Hsing I Chuan is organized around five "fists" (strikes) and 12 animal styles. The fists are named for the five traditional Taoist elements and the type of strike used: water ("drilling"), wood ("penetrating"), earth ("crossing"), metal ("splitting"), and fire ("pounding"). This focus on strikes makes Hsing I Chuan unusual for an "internal" style. The style is linear and depends on very firm stances; Hsing I Chuan fighters are famously hard to budge. The stylist relaxes his body until the last instant, when he tenses to strike, defend, or throw. In training, forms are less common than two-person drills aimed at teaching the proper feel for combat.

External vs. Internal, Hard vs. Soft

Martial artists often distinguish between "external" and "internal" styles. External arts stress physical achievement and strong attacks. Internal ones emphasize spiritual development, and sometimes have deep philosophical underpinnings (e.g., in Taoism or Buddhism). This distinction originated in China, which traditionally sorted the martial arts into the Wudong schools (Taoism-based styles such as Hsing I Chuan, Pa Kua Chuan, and T'ai Chi Chuan), which were deemed "internal," and the Shaolin schools (all other Chinese styles), which were identified as "external."

Another common way of classifying the martial arts is to dub them either "hard" or "soft." Hard styles are those that meet force with force in an effort to overwhelm the opponent, while soft ones are those that yield to aggression and attempt to redirect the enemy's force. Faced with an attacker, a hard school defends and then counterattacks - or even seizes the initiative and attempts to defeat the foe before he can attack.
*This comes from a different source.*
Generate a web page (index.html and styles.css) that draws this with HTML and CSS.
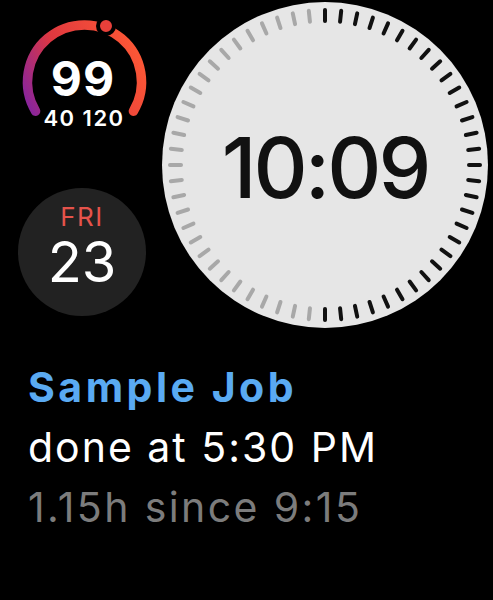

A soft stylist seeks to avoid confrontation, and responds with a throw, trip, or lock if attacked.

The "external vs. internal" split is more legendary than actual. An external style might counsel spiritual development; for instance, Nito Ryu Kenjutsu (pp. 174-175) is solidly external but its creator wrote a deeply philosophical work on the martial arts: A Book of Five Rings. The "hard vs. soft" dichotomy is similarly idealized; few "hard" styles lack "soft" parries and retreats. And while external styles tend to be hard and internal ones tend to be soft, this isn't universal. Hsing I Chuan (see below) is hard and internal, while Judo (p. 166) and Wrestling (pp. 204-206) are soft and external. A single art might have elements from each of these four categories!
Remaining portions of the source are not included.